LO SAPPIAMO TUTTI.....ANCHE SE QUALCUNO SE LO SCORDA !!!

Lo sappiamo tutti...anche se qualcuno se lo scorda! Sono sicuro che Hitler, mentre faceva la cacca, aveva una faccia uguale alla mia. Sono sicuro che Mussolini, se avesse avuto la playstation, avrebbe giocato a FIFA 14. Sono sicuro che Kesselring avrebbe potuto amare Sorrentino come lo amo io, oppure ridere durante il Roberto Benigni di 'Berlinguer ti voglio bene'. E penso anche che quando qualcuno di questi la mattina si svegliava e diceva 'buongiorno mamma', ecco, penso che avesse un'intonazione simile alla mia. Perché se sei un criminale, anche il peggiore del mondo, non ce l'hai scritto in faccia, e spesso non hai neanche una faccia brutta, perché lo sappiamo tutti, anche se qualcuno ogni tanto se lo scorda, Lombroso era un bischero.
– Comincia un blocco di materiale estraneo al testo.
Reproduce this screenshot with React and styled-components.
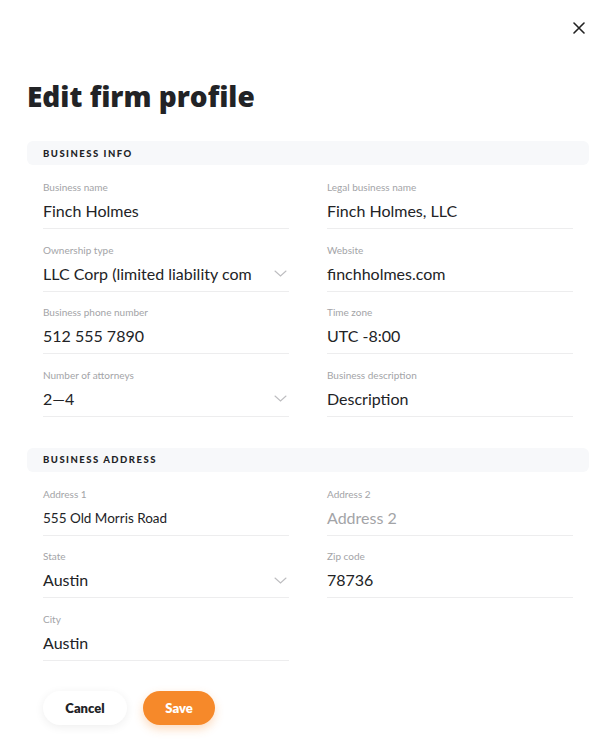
import React from "react";
import styled, { createGlobalStyle } from "styled-components";

const Global = createGlobalStyle`
  body {
    margin: 0;
    background: #ffffff;
    font-family: Lato, "Noto Sans", sans-serif;
    color: #222326;
  }
`;

const sections = [
  {
    title: "BUSINESS INFO",
    fields: [
      { label: "Business name", value: "Finch Holmes" },
      { label: "Legal business name", value: "Finch Holmes, LLC" },
      { label: "Ownership type", value: "LLC Corp (limited liability com", select: true },
      { label: "Website", value: "finchholmes.com" },
      { label: "Business phone number", value: "512 555 7890" },
      { label: "Time zone", value: "UTC -8:00" },
      { label: "Number of attorneys", value: "2—4", select: true },
      { label: "Business description", value: "Description" },
    ],
  },
  {
    title: "BUSINESS ADDRESS",
    fields: [
      { label: "Address 1", value: "555 Old Morris Road", small: true },
      { label: "Address 2", placeholder: "Address 2" },
      { label: "State", value: "Austin", select: true },
      { label: "Zip code", value: "78736" },
      { label: "City", value: "Austin" },
    ],
  },
];

const App = () => {
  return (
    <Page>
      <Global />
      <CloseRow>
        <CloseButton aria-label="Close">
          <svg width="12" height="12" viewBox="0 0 12 12">
            <path d="M1 1L11 11M11 1L1 11" stroke="#222" strokeWidth="1.6" strokeLinecap="round" />
          </svg>
        </CloseButton>
      </CloseRow>
      <Title>Edit firm profile</Title>
      {sections.map((s, i) => (
        <Section key={s.title} $first={i === 0}>
          <SectionHeader>{s.title}</SectionHeader>
          <Grid>
            {s.fields.map(f => (
              <Field key={f.label}>
                <Label>{f.label}</Label>
                <ValueRow>
                  <Value $small={f.small} $placeholder={!f.value}>
                    {f.value || f.placeholder}
                  </Value>
                  {f.select && (
                    <Chevron width="13" height="7" viewBox="0 0 13 7">
                      <path d="M1 1L6.5 6L12 1" stroke="#bdbdc0" strokeWidth="1.1" fill="none" strokeLinecap="round" />
                    </Chevron>
                  )}
                </ValueRow>
              </Field>
            ))}
          </Grid>
        </Section>
      ))}
      <Actions>
        <CancelButton>Cancel</CancelButton>
        <SaveButton>Save</SaveButton>
      </Actions>
    </Page>
  );
};

export default App;

const Page = styled.div`
  width: 612px;
  box-sizing: border-box;
  padding: 0 23px 30px 27px;
`;

const CloseRow = styled.div`
  height: 56px;
  display: flex;
  align-items: center;
  justify-content: flex-end;
  padding-right: 1px;
`;

const CloseButton = styled.button`
  width: 18px;
  height: 18px;
  padding: 0;
  border: none;
  background: none;
  display: flex;
  align-items: center;
  justify-content: center;
`;

const Title = styled.h1`
  margin: 22px 0 27px;
  font-family: "Open Sans", Lato, sans-serif;
  font-size: 28px;
  line-height: 36px;
  font-weight: 800;
  color: #222326;
`;

const Section = styled.div`
  margin-top: ${p => (p.$first ? "0" : "31px")};
`;

const SectionHeader = styled.div`
  height: 24px;
  display: flex;
  align-items: center;
  padding: 0 16px;
  border-radius: 6px;
  background: #f7f8fa;
  font-size: 9.5px;
  font-weight: 900;
  letter-spacing: 1.5px;
  color: #222326;
`;

const Grid = styled.div`
  display: grid;
  grid-template-columns: 246px 246px;
  column-gap: 38px;
  row-gap: 14.5px;
  padding: 16px 16px 0;
`;

const Field = styled.div`
  display: flex;
  flex-direction: column;
  border-bottom: 1px solid #ededee;
  padding-bottom: 6px;
`;

const Label = styled.div`
  font-size: 10px;
  line-height: 12px;
  color: #a3a4a7;
  margin-bottom: 7px;
`;

const ValueRow = styled.div`
  display: flex;
  align-items: center;
  justify-content: space-between;
  gap: 10px;
  height: 22px;
`;

const Value = styled.div`
  flex: 1;
  min-width: 0;
  white-space: nowrap;
  font-size: ${p => (p.$small ? "13.5px" : "16px")};
  line-height: 22px;
  color: ${p => (p.$placeholder ? "#a3a4a7" : "#222326")};
`;

const Chevron = styled.svg`
  flex-shrink: 0;
  margin-right: 2px;
`;

const Actions = styled.div`
  display: flex;
  gap: 16px;
  padding: 30px 16px 0;
`;

const Button = styled.button`
  height: 34px;
  border: none;
  border-radius: 17px;
  font-family: inherit;
  font-size: 13px;
  font-weight: 800;
`;

const CancelButton = styled(Button)`
  width: 84px;
  background: #ffffff;
  color: #222326;
  box-shadow: 0 2px 10px rgba(0, 0, 0, 0.07);
`;

const SaveButton = styled(Button)`
  width: 72px;
  background: #f6892a;
  color: #ffffff;
  box-shadow: 0 4px 10px rgba(246, 137, 42, 0.3);
`;
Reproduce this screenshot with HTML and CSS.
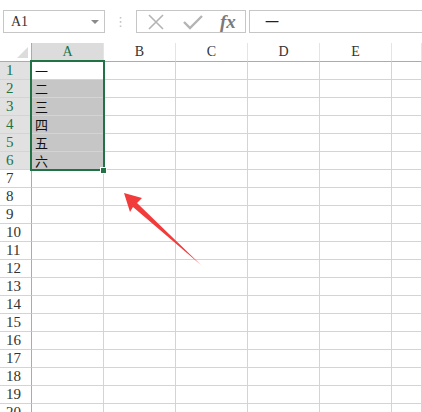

E' tutto questo che mi fa paura, e ogni tanto ci penso. E oggi mi ci ha fatto pensare la comunità ebraica, che ha anticipato l'uscita di un'inchiesta sul 16 ottobre 1943, il giorno del rastrellamento del Ghetto. Sapete chi furono i delatori? Gente comune. Qualcuno più organizzato arrivò a fingersi avvocato nelle carceri per convincere i prigionieri a fornire gli indirizzi dove si nascondevano i parenti, ma i delatori furono soprattutto persone comuni, desiderose di intascare due lire o semplicemente contribuire alle richieste del potere. Furono dunque maggiori i cosiddetti casi isolati, ex fidanzati, vicini di casa, portieri di palazzo. Addirittura una donna ebrea che fece arrestare i suoi familiari. La banalità del male di Hannah Arendt, dopotutto. La ruspa contro i poveracci e il tappeto rosso per i delinquenti, però con la cravatta. I tedeschi guidati da Kappler avevano anche fissato il prezzo degli ebrei: consegnare un uomo valeva 5 mila lire, una donna 3 mila, un bimbo 1.500. Oggi qualcuno preferirebbe risparmiare i 33 euro al giorno che lo Stato passa alle strutture convenzionate per il rifugio dei richiedenti asilo. La banalità del male, di nuovo. (S.T.)